According to the Washington Post, sources familiar with the matter have said Microsoft is considering encrypting its Internet traffic in light of increasing evidence that the NSA may have intercepted Internet traffic at several major tech companies.
Two previously unreleased slides from Edward Snowden’s leak of classified NSA documents, show collection of online address books from Google, Yahoo, and Microsoft-owned Hotmail and Windows Live Messenger. Another e-mail shows Microsoft’s now-defunct account and online payment service Passport may have been a part of another NSA spying program called “MUSCULAR”, that intercepted information traveling between data centers at Yahoo and Google.

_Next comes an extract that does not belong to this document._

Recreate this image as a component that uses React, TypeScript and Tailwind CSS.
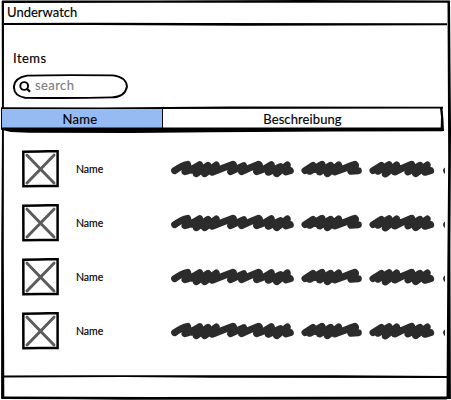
const items = ['Name', 'Name', 'Name', 'Name'];

function HLine({ d, className }: { d: string; className: string }) {
  return (
    <svg className={`block shrink-0 overflow-visible ${className}`} fill="black" aria-hidden="true">
      <path d={d} />
    </svg>
  );
}

function Picture() {
  return (
    <svg className="block h-[38px] w-[38px] shrink-0" viewBox="0 0 38 38" fill="none" aria-hidden="true">
      <path d="M1.3 1.7 L17 1.4 L35.6 1.1 L35.6 35.9 L18 36.1 L1.4 36.2 Z" stroke="#000" strokeWidth="2.5" />
      <path d="M5 5.2 L32 33 M32 5.2 L5 33" stroke="#5c5c5c" strokeWidth="3" strokeLinecap="round" />
    </svg>
  );
}

function Scribble() {
  return (
    <svg className="relative top-px block h-10 w-[285px] shrink-0" viewBox="0 0 855 120" fill="none" stroke="#2b2b2b" strokeWidth="21" strokeLinecap="round" strokeLinejoin="round" aria-hidden="true">
      <path d="M44 62 Q66 46 83 43 Q87 48 75 65 Q90 62 119 44 L109 71 L144 46 L134 71 L169 45 L157 67 Q190 54 219 43 Q224 46 212 65 Q229 57 251 47 L245 65 Q268 54 296 43 Q303 47 290 65 Q310 60 334 44 L325 67 L361 50 L350 71 L382 45 L378 66 L391 62 M98 61 L160 59 M326 60 L380 60" />
      <path d="M435 62 L459 46 L449 64 L486 43 L479 66 L512 46 L502 71 L536 45 L524 66 Q560 52 585 43 Q591 48 573 64 L595 62 M450 58 L530 59" />
      <path d="M639 62 L664 46 L654 64 L687 44 L676 72 L710 45 L704 66 Q730 53 755 43 L744 66 L780 46 L767 71 L802 45 L795 67 L812 62 M655 58 L720 56 M744 59 L798 59" />
      <path d="M860 62 L870 58" />
    </svg>
  );
}

export default function App() {
  return (
    <div className="flex h-[400px] w-[451px] overflow-hidden bg-white font-['Lato',sans-serif] text-black">
      <HLine className="h-[400px] w-[4px]" d="M1.7 1 L4 1 L3.9 130 L3.8 250 L4.3 398 L1.1 399 L1.2 250 L2 130 Z" />
      <main className="flex h-[400px] w-[443px] shrink-0 flex-col">
        <HLine className="h-[3px] w-[443px]" d="M-2 .4 L150 .6 L300 0 L446 .6 L446 2.8 L150 2.7 L-2 3 Z" />
        <header className="flex h-5 items-center pl-[3px] text-[13px] tracking-[0.02px] [-webkit-text-stroke:0.15px_black]">Underwatch</header>
        <HLine className="h-[3px] w-[443px]" d="M-2 0 L90 -.3 L190 0 L443 .2 L443 2.2 L240 2.8 L90 2 L-2 2 Z" />
        <h1 className="mt-[22px] h-5 pl-[9px] text-[13px] leading-5 tracking-[0.45px] [-webkit-text-stroke:0.15px_black]">Items</h1>
        <div className="relative mt-[6px] ml-[9px] flex h-[25px] w-[115px] items-center">
          <svg className="absolute inset-0 h-[25px] w-[115px]" viewBox="0 0 115 25" fill="none" aria-hidden="true">
            <path d="M14 1.6 Q48 .7 100 1.4 Q113 3 114 12.5 Q112 23 99 23.4 Q58 24.4 12 23.7 Q1 22 .9 13 Q1 4 14 1.6 Z" stroke="#000" strokeWidth="1.9" />
            <circle cx="11.2" cy="12" r="3.9" stroke="#000" strokeWidth="1.9" />
            <path d="M14 14.7 L17 17.7" stroke="#000" strokeWidth="2.3" />
          </svg>
          <span className="relative -top-px pl-[22px] text-[13px] tracking-[0.4px] text-[#808080] [-webkit-text-stroke:0.15px_#808080]">search</span>
        </div>
        <section className="-ml-[3px] mt-[8px] flex h-[26px] w-[444px] shrink-0 flex-col">
          <HLine className="h-[2px] w-[442px]" d="M0 .3 L100 .4 L230 -.4 L442 -.2 L442 1.6 L0 2.2 Z" />
          <div className="flex h-[19px] [-webkit-text-stroke:0.15px_black]">
            <div className="flex w-[162px] items-center justify-center border-x border-black bg-[#95bbf2] pr-1 pt-[2px] text-[13px] tracking-[0.35px]">Name</div>
            <div className="flex w-[279px] items-center justify-center pt-[2px] text-[13px] tracking-[0.1px]">Beschreibung</div>
            <HLine className="h-[22px] w-[3px]" d="M-2 -1 L.5 -1 L1.4 10 L2 22 L-1.4 22 L-1 8 Z" />
          </div>
          <HLine className="h-[5px] w-[443px]" d="M0 -.6 L130 -.4 L442 -.6 L442 3.2 L330 3.6 L210 4.2 L130 4.9 L28 4.8 L10 4 L0 1.8 Z" />
        </section>
        <ul className="mt-[9px] flex h-[216px] shrink-0 flex-col">
          {items.map((name, i) => (
            <li key={i} className="flex h-[54px] shrink-0 items-center pl-[18px]">
              <Picture />
              <span className="w-[100px] shrink-0 pl-4 text-[10.5px] leading-[14px] [-webkit-text-stroke:0.15px_black]">{name}</span>
              <Scribble />
            </li>
          ))}
        </ul>
        <div className="mt-auto flex h-[25px] shrink-0 flex-col justify-between">
          <HLine className="h-[3px] w-[443px]" d="M-2 .4 L85 .2 L330 .3 L443 1.1 L443 3 L210 2.7 L120 1.9 L-2 2.5 Z" />
          <HLine className="h-[4px] w-[443px]" d="M-2 .6 L150 1 L443 .6 L443 3.4 L120 3.8 L70 3.2 L-2 3 Z" />
        </div>
      </main>
      <HLine className="h-[400px] w-[4px]" d="M.5 1 L3 1 L4 130 L3.4 250 L3.9 399 L-.5 399 L.3 270 L1.2 160 Z" />
    </div>
  );
}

Though these documents do not necessarily prove that spying took place, Microsoft and other tech companies have been taking even the possibility of this occurring very seriously.
"These allegations are very disturbing," says Microsoft general counsel Brad Smith to USA Today. "If they are true these actions amount to hacking and seizure of private data and in our view are a breach of the protection guaranteed by the Fourth Amendment to the Constitution."
Microsoft, as well as Yahoo, Google, Facebook, and Apple have filed Amicus briefs and letters to the Foreign Intelligence Surveillance Court (FISA) in support of a larger group of cases advocating for more transparency. Google has already responded to potential data interceptions by strengthening its data encryption.
The NSA responded to the Washington Post’s questions on Microsoft with a statement:
“NSA’s focus is on targeting the communications of valid foreign intelligence targets, not on collecting and exploiting a class of communications or services that would sweep up communications that are not of bona fide foreign intelligence interest to the U.S. government.”
Not only does the NSA spying have Microsoft and other tech companies taking extra preventative measures, it also could lose them money. Forrester Research, Inc., a research group based in Cambridge, Mass., predicts distrust of US tech companies’ security following the revelations could result in $180 billion in losses by 2016, according to Bloomberg News.
Much of this could come from international customers, such as Brazil and Germany, who may decide to move their data and/or business home where they believe it will be safer than when housed in the United States.